Когда он вышел, то некоторое время проработал в Медико-биологическом институте, где успел опубликовать несколько работ по генетике популяций и дрейфу генов. Но и тут его несносный характер помог избежать большой неприятности - накануне разгона института он насмерть разругался с одним из ведущих сотрудников, разумеется, по глубоко принципиальным научным вопросам. Ссора была столь эмоциональной, что дело дошло до драки. Свидетели инцидента говорили, что более комичного зрелища, чем эта рукопашная, нельзя и вообразить. В пылу научной полемики Илья Иосифович выбил своему оппоненту зуб, и тот, униженный и оскорбленный, подал в суд. В результате Гольдберг получил год за бытовое хулиганство.

Через две недели был арестован директор института, крупнейший генетик Левит, и несколько ведущих сотрудников, среди которых был и научный оппонент с выбитым зубом.
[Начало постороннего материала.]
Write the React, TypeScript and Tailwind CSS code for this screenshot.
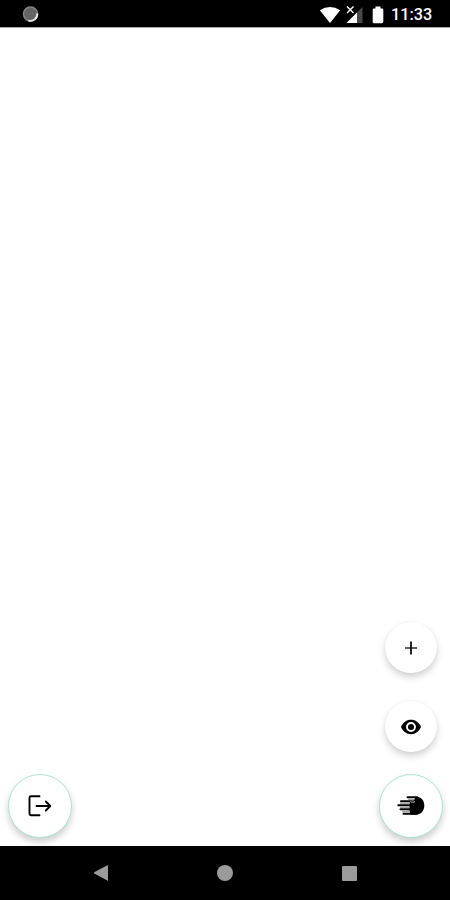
import type { ReactNode } from 'react';

function StatusBar() {
  return (
    <header className="flex h-[27px] shrink-0 items-center justify-between bg-black pr-[17px] pl-[22px]">
      <svg className="mt-[2px] h-[17px] w-[17px]" viewBox="0 0 17 17" aria-hidden="true">
        <circle cx="8.5" cy="8" r="7" fill="#646464" stroke="#858585" strokeWidth="1.5" />
        <path d="M15.3 7.5a7 7 0 0 1-8.8 7.2" fill="none" stroke="#ededed" strokeWidth="1.8" />
      </svg>
      <div className="mt-[2px] flex items-center text-white">
        <svg className="h-[18px] w-[22px]" viewBox="0 0 22 18" aria-hidden="true">
          <path d="M.8 4.3Q11-2.3 21.2 4.3L11 17Z" fill="currentColor" />
        </svg>
        <svg className="ml-[5px] h-[18px] w-[17px]" viewBox="0 0 17 18" aria-hidden="true">
          <path d="M.5 17 16.5 1v16Z" fill="#484848" />
          <path d="M.5 17 11 6.5V17Z" fill="currentColor" />
          <path d="m1 .5 6.5 6.5M7.5.5 1 7" stroke="currentColor" strokeWidth="1.4" />
        </svg>
        <svg className="ml-[9px] h-[18px] w-[12px]" viewBox="0 0 12 18" aria-hidden="true">
          <path d="M3.5.5h5v2H10a1.3 1.3 0 0 1 1.3 1.3v12A1.3 1.3 0 0 1 10 17.2H2a1.3 1.3 0 0 1-1.3-1.3v-12A1.3 1.3 0 0 1 2 2.5h1.5Z" fill="currentColor" />
        </svg>
        <span className="ml-[7px] w-[42px] whitespace-nowrap font-['Roboto',sans-serif] text-[16.25px] leading-[20px] font-medium">
          11:33
        </span>
      </div>
    </header>
  );
}

function SmallButton({ label, children }: { label: string; children: ReactNode }) {
  return (
    <button
      aria-label={label}
      className="flex h-[51px] w-[52px] items-center justify-center rounded-full bg-white shadow-[0_4px_7px_rgba(0,0,0,0.18),0_0_2px_rgba(0,0,0,0.06)]"
    >
      {children}
    </button>
  );
}

function LargeButton({ label, children }: { label: string; children: ReactNode }) {
  return (
    <button
      aria-label={label}
      className="flex h-[64px] w-[64px] items-center justify-center rounded-full border border-[#aee5d5] bg-white shadow-[0_4px_7px_rgba(0,0,0,0.2)]"
    >
      {children}
    </button>
  );
}

function HandIcon() {
  return (
    <svg className="h-[20px] w-[28px]" viewBox="0 0 28 20" aria-hidden="true">
      <path d="M12.5 6.5 17 4l2-3.2c4.8-.4 8.3 3.7 8.3 8.7 0 5.5-3.5 9.3-8.5 9.3H14l-1.5-3.2Z" />
      <path
        d="M10.5 1.3H20M4 5.2h11M1.3 9.2h13M3.5 13.2h12M6.5 17.8h13"
        fill="none"
        stroke="black"
        strokeWidth="2"
        strokeLinecap="round"
      />
      <path d="M11 3.2h6M3 7.2h10M3 11.2h9M5 15.4h7.5" stroke="#a6a6a6" strokeWidth="1.6" />
      <path d="M13.5 5.6c1.5.8 3 .9 4.5.1" fill="none" stroke="#d0d0d0" strokeWidth="1" />
    </svg>
  );
}

export default function App() {
  return (
    <div className="flex h-[900px] w-[450px] flex-col overflow-hidden bg-white">
      <StatusBar />
      <main className="flex flex-1 items-end justify-between border-t border-[#a6a6a6] pr-[7px] pb-[8px] pl-[8px]">
        <LargeButton label="Exit">
          <svg
            className="h-[24px] w-[26px]"
            viewBox="0 0 26 24"
            fill="none"
            stroke="black"
            strokeWidth="1.9"
            strokeLinecap="round"
            strokeLinejoin="round"
            aria-hidden="true"
          >
            <path d="M12.5 2.3H4Q2.5 2.3 2.5 3.8v16q0 1.5 1.5 1.5h8.5M9.5 12h13.5M18.8 7.5l4.5 4.5-4.5 4.5" />
          </svg>
        </LargeButton>
        <div className="flex flex-col items-center">
          <SmallButton label="Add">
            <svg className="h-[14px] w-[14px]" viewBox="0 0 14 14" aria-hidden="true">
              <path d="M1 7h12" stroke="#444" strokeWidth="1.7" />
              <path d="M7 .5v13" stroke="black" strokeWidth="1.7" />
            </svg>
          </SmallButton>
          <div className="mt-[28px] mb-[22px]">
            <SmallButton label="Show">
              <svg className="h-[16px] w-[22px]" viewBox="0 0 22 16" aria-hidden="true">
                <path d="M1 8C3 3.5 6.5.8 11 .8S19 3.5 21 8c-2 4.5-5.5 7.2-10 7.2S3 12.5 1 8Z" />
                <circle cx="11" cy="8" r="4" fill="none" stroke="white" strokeWidth="1.9" />
              </svg>
            </SmallButton>
          </div>
          <LargeButton label="Wave">
            <HandIcon />
          </LargeButton>
        </div>
      </main>
      <nav className="flex h-[54px] shrink-0 items-center justify-between bg-black pr-[93px] pl-[93px] text-[#9b9b9b]">
        <svg className="h-[16px] w-[16px]" viewBox="0 0 16 16" aria-label="Back">
          <path d="M1.2 7.2 14.3.3q.7-.3.7.5v14.4q0 .8-.7.4L1.2 8.5Q0 7.9 1.2 7.2Z" fill="currentColor" />
        </svg>
        <div className="mr-px h-[16px] w-[16px] rounded-full bg-[#9b9b9b]" />
        <div className="h-[15px] w-[15px] rounded-[1px] bg-[#9b9b9b]" />
      </nav>
    </div>
  );
}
И Левита, и Гольдбергова врага в тридцать седьмом расстреляли, а Гольдберг - несусветный бред советской жизни! - освободился ровно через год... Хулиганам советская власть благоволила...
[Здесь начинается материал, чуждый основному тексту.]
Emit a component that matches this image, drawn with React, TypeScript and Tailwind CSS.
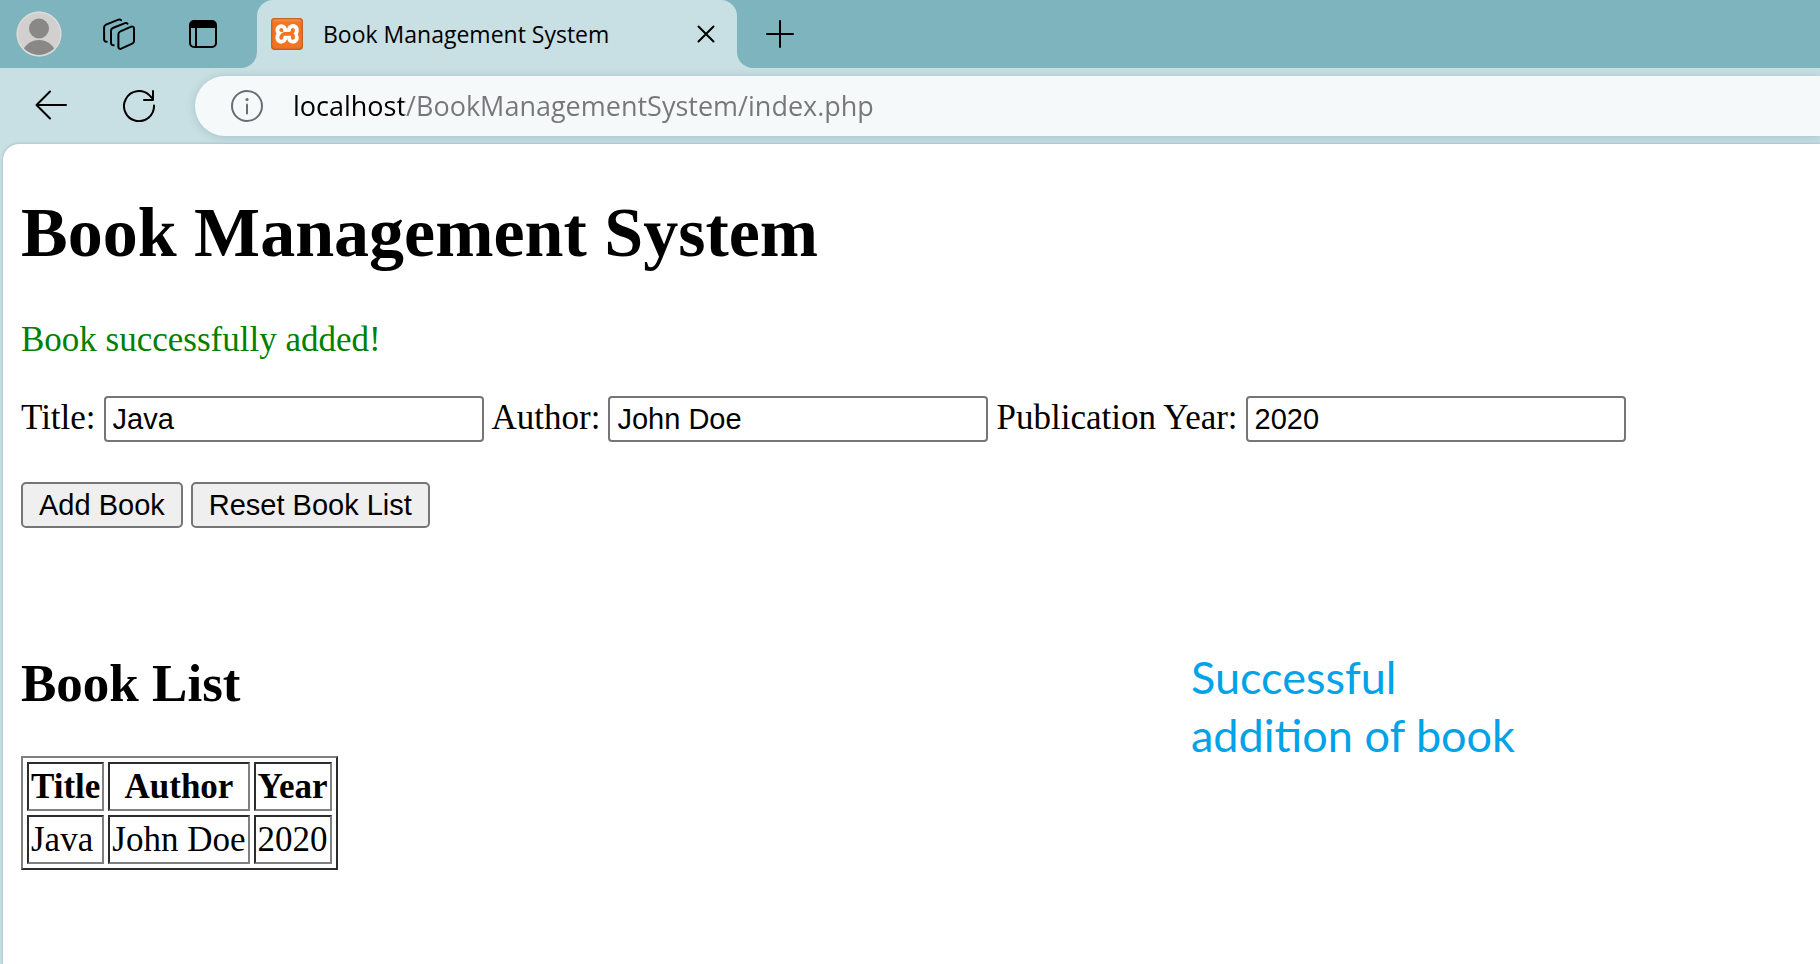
import { useState } from "react";
import { SiXampp } from "react-icons/si";

type Book = { title: string; author: string; year: string };

const ICON = {
  fill: "none",
  stroke: "currentColor",
  strokeWidth: 2,
  strokeLinecap: "round" as const,
  strokeLinejoin: "round" as const,
  "aria-hidden": true,
};

function Avatar() {
  return (
    <svg className="size-[46px]" viewBox="0 0 46 46" aria-hidden>
      <defs>
        <clipPath id="avatar-clip">
          <circle cx="23" cy="23" r="21.5" />
        </clipPath>
      </defs>
      <circle cx="23" cy="23" r="22.5" fill="#d2d0ce" />
      <g fill="#8a8886" clipPath="url(#avatar-clip)">
        <circle cx="23" cy="17.5" r="10" />
        <ellipse cx="23" cy="46" rx="17.5" ry="17" />
      </g>
      <circle cx="23" cy="23" r="21.7" fill="none" stroke="#dddbd9" strokeWidth="1.4" />
    </svg>
  );
}

function WorkspacesIcon() {
  return (
    <svg className="size-8" viewBox="0 0 32 32" {...ICON}>
      <path d="M17.4 13.4 28.2 8.6a2 2 0 0 1 2.8 1.8v12.6a3 3 0 0 1-1.8 2.7l-11 5a2 2 0 0 1-2.8-1.8V16.2a3 3 0 0 1 2-2.8Z" />
      <path d="M24.5 5.7a2.2 2.2 0 0 0-2.5-.6L9.8 10a3 3 0 0 0-1.8 2.7V25a2.2 2.2 0 0 0 2.7 2.2" />
      <path d="M18 2.2a2.2 2.2 0 0 0-2.5-.6L3 6.6a3 3 0 0 0-1.9 2.7V21.5a2.2 2.2 0 0 0 2.7 2.2" />
    </svg>
  );
}

function TabActionsIcon() {
  return (
    <svg className="size-7" viewBox="0 0 28 28" {...ICON}>
      <rect x="1" y="1" width="26" height="26" rx="4" />
      <path d="M1 8V5a4 4 0 0 1 4-4h18a4 4 0 0 1 4 4v3Z" fill="currentColor" stroke="none" />
      <path d="M1 7h26M7 8v18.5" strokeLinecap="butt" />
    </svg>
  );
}

function Favicon() {
  return (
    <span className="relative rounded-sm bg-white">
      <SiXampp className="size-8 text-[#f37421]" aria-hidden />
      <span className="absolute inset-0 rounded-sm shadow-[inset_0_0_2px_1px_#b5551b,inset_0_3px_2px_rgba(255,190,140,0.45)]" />
    </span>
  );
}

function BrowserTabs() {
  return (
    <header className="flex h-[68px] bg-[#c8dfe3]">
      <div className="flex w-[257px] items-center rounded-br-2xl bg-[#7eb4be] pl-4">
        <button aria-label="Profile">
          <Avatar />
        </button>
        <button aria-label="Workspaces" className="ml-[41px]">
          <WorkspacesIcon />
        </button>
        <button aria-label="Tab actions" className="ml-[54px]">
          <TabActionsIcon />
        </button>
      </div>
      <div className="bg-[#7eb4be]">
        <div className="flex h-[68px] w-[480px] items-center rounded-t-2xl bg-[#c8dfe3] pr-[18px] pl-[14px]">
          <Favicon />
          <span className="ml-5 flex-1 whitespace-nowrap text-[23px] leading-8">
            Book Management System
          </span>
          <button aria-label="Close tab" className="p-1">
            <svg className="size-[18px]" viewBox="0 0 18 18" {...ICON}>
              <path d="m1.5 1.5 15 15m0-15-15 15" />
            </svg>
          </button>
        </div>
      </div>
      <div className="flex flex-1 items-center rounded-bl-2xl bg-[#7eb4be] pl-[29px]">
        <button aria-label="New tab">
          <svg className="size-7" viewBox="0 0 28 28" {...ICON}>
            <path d="M14 1v26M1 14h26" />
          </svg>
        </button>
      </div>
    </header>
  );
}

function AddressBar() {
  return (
    <nav className="flex h-[76px] items-center py-2 pl-[35px]">
      <button aria-label="Back">
        <svg className="size-8" viewBox="0 0 32 32" {...ICON}>
          <path d="M31 15H1.5M15 1.5 1.5 15l13.5 13.5" />
        </svg>
      </button>
      <button aria-label="Refresh" className="ml-14">
        <svg className="size-8" viewBox="0 0 32 32" {...ICON}>
          <path d="M31 15.5A15 15 0 1 1 26.5 5.4L30 9M30 1v9h-9" />
        </svg>
      </button>
      <div className="ml-10 flex h-[60px] flex-1 items-center rounded-l-full bg-[#f5f9fa] pl-9 shadow-[0_1px_8px_rgba(60,110,120,0.25)]">
        <svg className="size-8 text-[#6b6e70]" viewBox="0 0 32 32" {...ICON}>
          <circle cx="16" cy="16" r="15" />
          <path d="M16 14.5v9" />
          <circle cx="16" cy="9.5" r="1.6" fill="currentColor" stroke="none" />
        </svg>
        <input
          aria-label="Address"
          defaultValue="localhost/BookManagementSystem/index.php"
          className="ml-[30px] h-10 flex-1 bg-[linear-gradient(to_right,#000_111px,#757778_111px)] bg-clip-text text-[27px] text-transparent outline-none"
        />
      </div>
    </nav>
  );
}

const FIELD =
  "h-[46px] w-[380px] rounded-[4px] border-2 border-[#767676] bg-white px-[7px] font-['Liberation_Sans',Arial,sans-serif] text-[29px] outline-none";
const BUTTON =
  "h-[46px] rounded-[5px] border-2 border-[#767676] bg-[#efefef] px-4 font-['Liberation_Sans',Arial,sans-serif] text-[29px] leading-10";
const CELL =
  "border-2 border-t-[#2c2c2c] border-r-[#808080] border-b-[#808080] border-l-[#2c2c2c] p-[2px]";

function BookTable({ books }: { books: Book[] }) {
  return (
    <table className="mt-[43px] border-separate border-spacing-1 border-2 border-t-[#808080] border-r-[#2c2c2c] border-b-[#2c2c2c] border-l-[#808080] leading-[41px]">
      <thead>
        <tr>
          <th className={CELL}>Title</th>
          <th className={CELL}>Author</th>
          <th className={CELL}>Year</th>
        </tr>
      </thead>
      <tbody>
        {books.map((book, index) => (
          <tr key={index}>
            <td className={CELL}>{book.title}</td>
            <td className={CELL}>{book.author}</td>
            <td className={CELL}>{book.year}</td>
          </tr>
        ))}
      </tbody>
    </table>
  );
}

export default function App() {
  const [form, setForm] = useState<Book>({ title: "Java", author: "John Doe", year: "2020" });
  const [books, setBooks] = useState<Book[]>([{ title: "Java", author: "John Doe", year: "2020" }]);

  return (
    <div className="flex min-h-screen flex-col bg-[#c8dfe3] font-['Open_Sans','Noto_Sans',sans-serif] text-black">
      <BrowserTabs />
      <AddressBar />
      <main className="ml-[3px] flex-1 rounded-tl-2xl bg-white pt-[49px] pb-8 pl-[18px] font-['Liberation_Serif','Times_New_Roman',serif] text-[35px] leading-10 shadow-[0_0_3px_rgba(60,110,120,0.4)]">
        <h1 className="text-[70px] leading-[80px] font-bold">Book Management System</h1>
        <p className="mt-[47px] text-[#008000]">Book successfully added!</p>
        <form
          onSubmit={(event) => {
            event.preventDefault();
            setBooks([...books, form]);
          }}
        >
          <div className="mt-9 flex flex-wrap items-baseline gap-x-2">
            <label htmlFor="title">Title:</label>
            <input
              id="title"
              className={FIELD}
              value={form.title}
              onChange={(event) => setForm({ ...form, title: event.target.value })}
            />
            <label htmlFor="author">Author:</label>
            <input
              id="author"
              className={FIELD}
              value={form.author}
              onChange={(event) => setForm({ ...form, author: event.target.value })}
            />
            <label htmlFor="year">Publication Year:</label>
            <input
              id="year"
              className={FIELD}
              value={form.year}
              onChange={(event) => setForm({ ...form, year: event.target.value })}
            />
          </div>
          <div className="mt-10 flex gap-2">
            <button type="submit" className={BUTTON}>
              Add Book
            </button>
            <button type="button" className={BUTTON} onClick={() => setBooks([])}>
              Reset Book List
            </button>
          </div>
        </form>
        <div className="mt-[120px] flex items-start justify-between pr-[305px]">
          <section className="pt-[5px]">
            <h2 className="text-[53px] leading-[60px] font-bold">Book List</h2>
            <BookTable books={books} />
          </section>
          <p className="font-[Lato,sans-serif] text-[45px] leading-[58px] whitespace-nowrap text-[#00a2e8]">
            Successful
            <br />
            addition of book
          </p>
        </div>
      </main>
    </div>
  );
}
Счастливым образом Илья Иосифович увернулся и от следующего неминуемого ареста: после освобождения он уехал в Среднюю Азию, где занялся совершенно новой для себя областью - генетикой и селекцией хлопчатника. Хотя мракобесное наступление на науку было уже широко развернуто генетические лаборатории разогнаны, многих посадили, но еще не знали, сколь многих из них расстреляли, - с хлопчатником дело обстояло особо: он был сырьем для военной промышленности. Лаборатория, в которой пристроился Илья, оказалась полусекретная, и до него, по халатности, по недоразумению или в силу тугодумства администрации, не добрались... В этот недолгий, относительно спокойный для него период Илья успел жениться на своей лаборантке, хорошенькой Вале Попковой, в тридцать девятом году родились ироническая усмешка небес! - однояйцевые близнецы, которым отец выбрал многозначительные имена: Виталий и Геннадий.

Семья прожила в запретной зоне секретной лаборатории несколько лет, пока не началась война. А когда война началась, пылкий Гольдберг, окончивший медицинский факультет в начале двадцатых годов вместе с Павлом Алексеевичем, но, в отличие от друга, никогда практической медициной не занимавшийся, записался на скорые курсы переквалификации и оказался в госпитале, в должности заведующего клинической лабораторией. Так, военврачом, он и прошел всю войну от звонка до звонка, без ранений и даже с наградой не пустяковой - с Красной Звездой, полученной за эвакуацию транспорта с ранеными из захваченного немецкими войсками городка. Самым комичным, но и характерным для Гольдберга было то обстоятельство, что из-за ссоры с начальником госпиталя он грузил лабораторное имущество последним, когда город был уже взят, о чем он и не знал, а единственным раненым, которого он вывез, был штабной полковник, за которым должны были прислать машину, но она не дошла - дорога была уже отрезана.